To many photographers, even advanced amateurs and knowledgeable photo enthusiasts, digital cameras look, feel, and shoot almost exactly like conventional film cameras. That's because both systems have seemingly identical parts (lens, viewfinder, light sensor, and shutter button, among others), and they also share many common photographic terms (f-stop, shutter speed, ISO sensitivity, and so on).
The main difference, of course, is that digital cameras capture and save images electronically, while conventional cameras imprint images on light-sensitive silver halide film. In reality, however, this apples-to-apples comparison of digital and film cameras is a misleading oversimplification. There are numerous, important differences between the two technologies, and what you don't know could very well affect overall image quality.
Here's a crash course on some of the most important differences. Are focal lengths equivalent on film and digital cameras? Take a look at the lens on your digital camera. You will probably see the focal length measurement (in millimeters) there, defining whether the lens is wide angle, telephoto, or normal. For instance, you might have a Casio QV-3000EX digital camera with a 7-to-21-mm zoom lens. But take a look at Casio's documentation and you'll see that the lens focal length is also listed as 33 mm to 100 mm. The latter figures refer to the equivalent wide-angle-to-telephoto coverage of a lens on a 35 mm film camera. Same thing, right? Wrong. Digital camera lenses have significantly shorter focal lengths because the CCD (or charge-coupled device, the light-sensitive semiconductor chip that captures the image) is physically smaller than a frame of 35 mm film and, therefore, doesn't need all that extra glass.
While the amount of coverage (how much of a scene is captured) may be the same, the laws of optics say that the shorter focal length lens will always have greater depth of field (the area in which the subject is in sharp focus). Unlike 35 mm camera lenses, where selecting a specific focal length causes the background or foreground to be either in sharp focus or out of focus, digital camera zoom lenses automatically capture in-focus images at almost every focal length, whether you want that or not. (Fortunately though, some digital cameras feature a special portrait mode that electronically throws the foreground and background out of focus.)
The F-stop demystified
This brings up another important difference: f-stops. As every shutterbug knows, f-stop refers to the amount of light that passes through the lens to the film. There is a mechanical leaf diaphragm on 35 mm lenses that can be stopped down or opened up, to either increase or cut down on the amount of light; more light translates into less depth of field, while less allows greater depth of field. The rule of thumb in conventional photography is that the larger the opening, the faster the shutter speed can be. With few exceptions, most digital cameras don't have mechanical leaf diaphragms regulating the amount of light that falls on their CCDs. Instead, it's all done electronically, which means that manually selecting f-stops (on those cameras that even offer the option) won't affect depth of field in the slightest.

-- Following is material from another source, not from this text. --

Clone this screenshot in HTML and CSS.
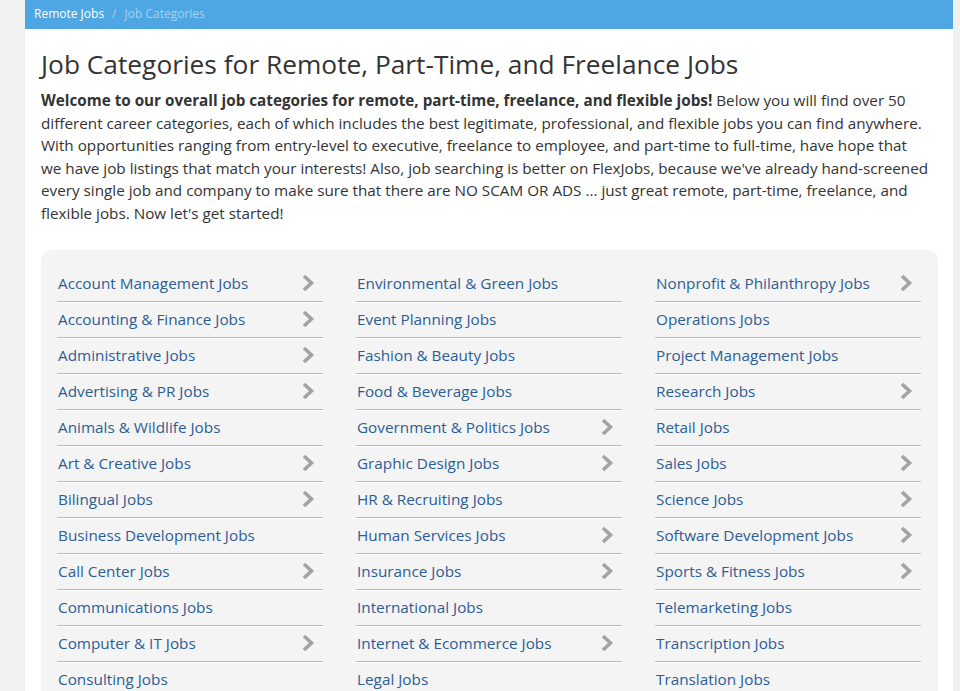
FILE: index.html
```html
<!DOCTYPE html>
<html lang="en">

<head>
    <meta charset="utf-8">
    <meta name="viewport" content="width=device-width, initial-scale=1.0">
    <title>Job Categories for Remote, Part-Time, and Freelance Jobs</title>
    <link rel="stylesheet" href="styles.css">
</head>

<body>
    <div class="page">
        <div class="crumbs">
            <a href="#">Remote Jobs</a>
            <span class="sep">/</span>
            <span class="current">Job Categories</span>
        </div>

        <div class="content">
            <h1>Job Categories for Remote, Part-Time, and Freelance Jobs</h1>
            <p class="intro"><b>Welcome to our overall job categories for remote, part-time, freelance, and flexible jobs!</b> Below you will find over 50 different career categories, each of which includes the best legitimate, professional, and flexible jobs you can find anywhere. With opportunities ranging from entry-level to executive, freelance to employee, and part-time to full-time, have hope that we have job listings that match your interests! Also, job searching is better on FlexJobs, because we've already hand-screened every single job and company to make sure that there are NO SCAM OR ADS ... just great remote, part-time, freelance, and flexible jobs. Now let's get started!</p>

            <div class="cats">
                <ul class="col">
                    <li class="more"><a href="#">Account Management Jobs</a></li>
                    <li class="more"><a href="#">Accounting &amp; Finance Jobs</a></li>
                    <li class="more"><a href="#">Administrative Jobs</a></li>
                    <li class="more"><a href="#">Advertising &amp; PR Jobs</a></li>
                    <li><a href="#">Animals &amp; Wildlife Jobs</a></li>
                    <li class="more"><a href="#">Art &amp; Creative Jobs</a></li>
                    <li class="more"><a href="#">Bilingual Jobs</a></li>
                    <li><a href="#">Business Development Jobs</a></li>
                    <li class="more"><a href="#">Call Center Jobs</a></li>
                    <li><a href="#">Communications Jobs</a></li>
                    <li class="more"><a href="#">Computer &amp; IT Jobs</a></li>
                    <li><a href="#">Consulting Jobs</a></li>
                </ul>
                <ul class="col">
                    <li><a href="#">Environmental &amp; Green Jobs</a></li>
                    <li><a href="#">Event Planning Jobs</a></li>
                    <li><a href="#">Fashion &amp; Beauty Jobs</a></li>
                    <li><a href="#">Food &amp; Beverage Jobs</a></li>
                    <li class="more"><a href="#">Government &amp; Politics Jobs</a></li>
                    <li class="more"><a href="#">Graphic Design Jobs</a></li>
                    <li><a href="#">HR &amp; Recruiting Jobs</a></li>
                    <li class="more"><a href="#">Human Services Jobs</a></li>
                    <li class="more"><a href="#">Insurance Jobs</a></li>
                    <li><a href="#">International Jobs</a></li>
                    <li class="more"><a href="#">Internet &amp; Ecommerce Jobs</a></li>
                    <li><a href="#">Legal Jobs</a></li>
                </ul>
                <ul class="col">
                    <li class="more"><a href="#">Nonprofit &amp; Philanthropy Jobs</a></li>
                    <li><a href="#">Operations Jobs</a></li>
                    <li><a href="#">Project Management Jobs</a></li>
                    <li class="more"><a href="#">Research Jobs</a></li>
                    <li><a href="#">Retail Jobs</a></li>
                    <li class="more"><a href="#">Sales Jobs</a></li>
                    <li class="more"><a href="#">Science Jobs</a></li>
                    <li class="more"><a href="#">Software Development Jobs</a></li>
                    <li class="more"><a href="#">Sports &amp; Fitness Jobs</a></li>
                    <li><a href="#">Telemarketing Jobs</a></li>
                    <li><a href="#">Transcription Jobs</a></li>
                    <li><a href="#">Translation Jobs</a></li>
                </ul>
            </div>
        </div>
    </div>
</body>

</html>
```

FILE: styles.css
```css
html,
body {
    margin: 0;
    background: #f1f1f1;
    font-family: "Open Sans", "Noto Sans", sans-serif;
    color: #333;
}
.page {
    margin-left: 25px;
    width: 928px;
    min-height: 691px;
    background: #fff;
}
.crumbs {
    box-sizing: border-box;
    display: flex;
    align-items: center;
    gap: 8px;
    height: 29px;
    padding: 0 0 3px 9px;
    background: #4ea6e2;
    font-size: 12px;
}
.crumbs a {
    color: #fff;
    text-decoration: none;
}
.crumbs .sep,
.crumbs .current {
    color: #a8d2f1;
}
.content {
    padding: 0 24px 0 16px;
}
h1 {
    margin: 0;
    padding-top: 17px;
    font-size: 26.3px;
    font-weight: 400;
    line-height: 36px;
    color: #333;
}
.intro {
    margin: 7px 0 0;
    font-size: 15.25px;
    line-height: 22.6px;
}
.intro b {
    font-weight: 700;
}
.cats {
    display: grid;
    grid-template-columns: repeat(3, 266px);
    column-gap: 33px;
    margin: 25px -9px 0 0;
    padding: 16px 16px 0;
    background: #f4f4f4;
    border-radius: 10px 10px 0 0;
}
.col {
    margin: 0;
    padding: 0;
    list-style: none;
}
.col li {
    display: flex;
    align-items: center;
    justify-content: space-between;
    height: 35px;
    padding-left: 1px;
    border-bottom: 1px solid #b9b9b9;
    box-shadow: 0 1px 0 #fff;
    font-size: 15.3px;
}
.col li a {
    color: #2c5d97;
    text-decoration: none;
}
.col li.more::after {
    content: "";
    width: 14px;
    height: 18px;
    margin-right: 8px;
    background: url("data:image/svg+xml;utf8,<svg xmlns='http://www.w3.org/2000/svg' viewBox='0 0 14 18'><path d='M3 2l7.5 7L3 16' fill='none' stroke='%23a3a3a3' stroke-width='3.6'/></svg>") no-repeat center;
}
```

This will, however, affect the camera's shutter speed. However, most digital cameras don't have shutters, either; the speed at which the image is captured is regulated electronically, not mechanically. In fact, the crude mechanical shutter found on better digital cameras is there only to protect the CCD from being blinded by bright light, rather than to precisely regulate the fractions-of-a-second image-capture time. Having an electronic shutter that does not have to open and close frees your digital camera from some of the limitations of mechanical shutters and also explains why many still digital cameras can capture short video clips.
ISO equals gain in digital speak
Another significant corresponding feature is light sensitivity. In film, the speed of the emulsion (the amount of light needed to correctly expose the image so that it's neither too light nor too dark) is rated by assigning it an ISO (International Standards Organization) number. For instance, an average film sensitivity would be that of ISO 100. Fast film, used for shooting in low light or for sports when a fast shutter speed is required, might have an ISO of 800 or 1600, while slow film, often used for high-quality enlargements and ultra-detailed prints, has ISOs between 15 and 50. There are trade-offs, however; using slow film generally means slower shutter speeds and more limited depth of field, while shooting with fast film can produce grainy, high-contrast images.
Digital cameras, of course, don't have film's ISO speeds. But to make things easier to understand, ISO equivalency is often listed instead of gain, the correct electronic term that describes boosting or lowering the CCD's sensitivity to light. The problem with gain is that as the sensitivity level is raised, it produces noise (unwanted electronic artifacts in the picture, such as random white splotches or streaks), just as turning up the volume on a radio increases the amount of static you can hear in the background. Therefore, digital camera users should view gain in the same way that photographers look at ISO speed: turn it up when you need faster speeds or must shoot in low light, but be prepared for some image degradation. By better understanding your digital camera's similarities to and differences from film-based cameras--that is, the advantages as well as the limitations, you may be able to produce better pictures.